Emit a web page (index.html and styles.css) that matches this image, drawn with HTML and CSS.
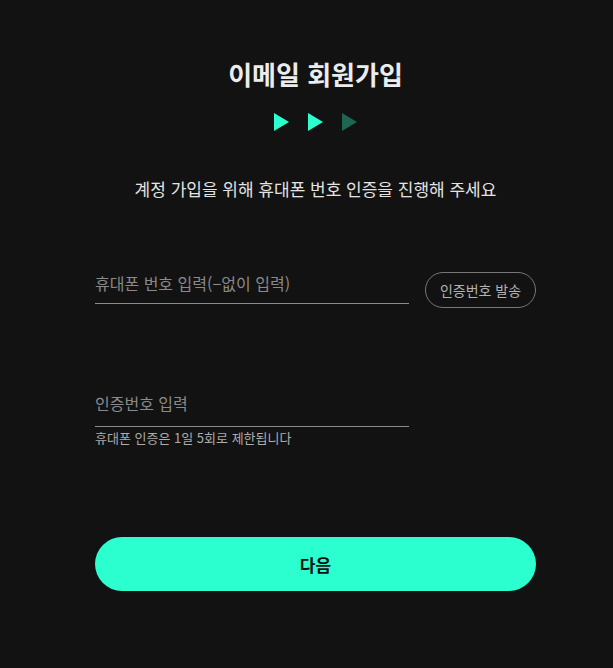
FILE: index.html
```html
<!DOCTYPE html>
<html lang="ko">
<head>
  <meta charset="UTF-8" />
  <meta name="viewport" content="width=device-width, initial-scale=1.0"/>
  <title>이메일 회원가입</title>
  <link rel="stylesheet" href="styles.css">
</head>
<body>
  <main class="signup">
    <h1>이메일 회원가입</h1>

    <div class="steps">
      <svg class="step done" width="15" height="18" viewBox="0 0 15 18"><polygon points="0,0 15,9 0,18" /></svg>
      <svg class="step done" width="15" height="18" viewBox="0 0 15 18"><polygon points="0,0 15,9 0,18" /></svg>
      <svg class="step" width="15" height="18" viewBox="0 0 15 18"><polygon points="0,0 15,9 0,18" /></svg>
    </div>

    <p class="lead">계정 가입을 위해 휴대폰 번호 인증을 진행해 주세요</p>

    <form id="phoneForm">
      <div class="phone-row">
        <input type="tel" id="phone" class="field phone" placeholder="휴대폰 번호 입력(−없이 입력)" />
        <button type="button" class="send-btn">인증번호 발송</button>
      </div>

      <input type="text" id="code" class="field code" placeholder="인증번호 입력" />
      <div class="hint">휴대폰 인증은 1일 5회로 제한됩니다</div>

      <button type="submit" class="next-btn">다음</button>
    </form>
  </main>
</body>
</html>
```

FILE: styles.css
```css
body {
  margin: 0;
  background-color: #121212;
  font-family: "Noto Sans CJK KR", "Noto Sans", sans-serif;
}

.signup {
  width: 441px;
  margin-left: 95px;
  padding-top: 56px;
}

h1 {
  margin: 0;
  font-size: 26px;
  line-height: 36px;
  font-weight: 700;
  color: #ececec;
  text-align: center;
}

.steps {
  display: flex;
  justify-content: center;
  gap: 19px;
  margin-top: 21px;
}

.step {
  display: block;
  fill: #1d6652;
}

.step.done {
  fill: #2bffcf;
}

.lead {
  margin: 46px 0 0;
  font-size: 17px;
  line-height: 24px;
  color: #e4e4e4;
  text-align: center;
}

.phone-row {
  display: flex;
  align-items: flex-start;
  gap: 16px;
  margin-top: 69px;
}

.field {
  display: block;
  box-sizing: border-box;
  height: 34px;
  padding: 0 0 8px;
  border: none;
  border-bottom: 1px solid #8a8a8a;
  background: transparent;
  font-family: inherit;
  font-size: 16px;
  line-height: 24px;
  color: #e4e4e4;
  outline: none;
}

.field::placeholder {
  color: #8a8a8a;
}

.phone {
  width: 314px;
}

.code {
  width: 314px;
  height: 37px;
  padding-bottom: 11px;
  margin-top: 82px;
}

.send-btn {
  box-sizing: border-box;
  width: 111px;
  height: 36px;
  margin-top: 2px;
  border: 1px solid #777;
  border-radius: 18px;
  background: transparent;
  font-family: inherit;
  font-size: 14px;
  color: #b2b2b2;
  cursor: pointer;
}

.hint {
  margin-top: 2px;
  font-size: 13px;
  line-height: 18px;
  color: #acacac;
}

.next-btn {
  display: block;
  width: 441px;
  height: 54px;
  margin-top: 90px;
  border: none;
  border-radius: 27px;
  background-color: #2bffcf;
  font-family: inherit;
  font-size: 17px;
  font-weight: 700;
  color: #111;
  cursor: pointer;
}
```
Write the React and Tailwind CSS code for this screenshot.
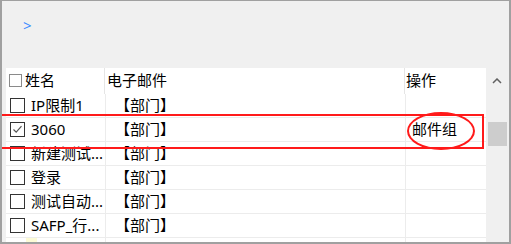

_____

Return all of the entries word for word, but omit the pictures.

Emit a web page (index.html and styles.css) that matches this image, drawn with HTML and CSS.
FILE: index.html
```html
<!DOCTYPE html>
<html lang="ko">
<head>
  <meta charset="UTF-8" />
  <meta name="viewport" content="width=device-width, initial-scale=1.0"/>
  <title>이메일 회원가입</title>
  <link rel="stylesheet" href="styles.css">
</head>
<body>
  <main class="signup">
    <h1>이메일 회원가입</h1>

    <div class="steps">
      <svg class="step done" width="15" height="18" viewBox="0 0 15 18"><polygon points="0,0 15,9 0,18" /></svg>
      <svg class="step done" width="15" height="18" viewBox="0 0 15 18"><polygon points="0,0 15,9 0,18" /></svg>
      <svg class="step" width="15" height="18" viewBox="0 0 15 18"><polygon points="0,0 15,9 0,18" /></svg>
    </div>

    <p class="lead">계정 가입을 위해 휴대폰 번호 인증을 진행해 주세요</p>

    <form id="phoneForm">
      <div class="phone-row">
        <input type="tel" id="phone" class="field phone" placeholder="휴대폰 번호 입력(−없이 입력)" />
        <button type="button" class="send-btn">인증번호 발송</button>
      </div>

      <input type="text" id="code" class="field code" placeholder="인증번호 입력" />
      <div class="hint">휴대폰 인증은 1일 5회로 제한됩니다</div>

      <button type="submit" class="next-btn">다음</button>
    </form>
  </main>
</body>
</html>
```

FILE: styles.css
```css
body {
  margin: 0;
  background-color: #121212;
  font-family: "Noto Sans CJK KR", "Noto Sans", sans-serif;
}

.signup {
  width: 441px;
  margin-left: 95px;
  padding-top: 56px;
}

h1 {
  margin: 0;
  font-size: 26px;
  line-height: 36px;
  font-weight: 700;
  color: #ececec;
  text-align: center;
}

.steps {
  display: flex;
  justify-content: center;
  gap: 19px;
  margin-top: 21px;
}

.step {
  display: block;
  fill: #1d6652;
}

.step.done {
  fill: #2bffcf;
}

.lead {
  margin: 46px 0 0;
  font-size: 17px;
  line-height: 24px;
  color: #e4e4e4;
  text-align: center;
}

.phone-row {
  display: flex;
  align-items: flex-start;
  gap: 16px;
  margin-top: 69px;
}

.field {
  display: block;
  box-sizing: border-box;
  height: 34px;
  padding: 0 0 8px;
  border: none;
  border-bottom: 1px solid #8a8a8a;
  background: transparent;
  font-family: inherit;
  font-size: 16px;
  line-height: 24px;
  color: #e4e4e4;
  outline: none;
}

.field::placeholder {
  color: #8a8a8a;
}

.phone {
  width: 314px;
}

.code {
  width: 314px;
  height: 37px;
  padding-bottom: 11px;
  margin-top: 82px;
}

.send-btn {
  box-sizing: border-box;
  width: 111px;
  height: 36px;
  margin-top: 2px;
  border: 1px solid #777;
  border-radius: 18px;
  background: transparent;
  font-family: inherit;
  font-size: 14px;
  color: #b2b2b2;
  cursor: pointer;
}

.hint {
  margin-top: 2px;
  font-size: 13px;
  line-height: 18px;
  color: #acacac;
}

.next-btn {
  display: block;
  width: 441px;
  height: 54px;
  margin-top: 90px;
  border: none;
  border-radius: 27px;
  background-color: #2bffcf;
  font-family: inherit;
  font-size: 17px;
  font-weight: 700;
  color: #111;
  cursor: pointer;
}
```
Write the React and Tailwind CSS code for this screenshot.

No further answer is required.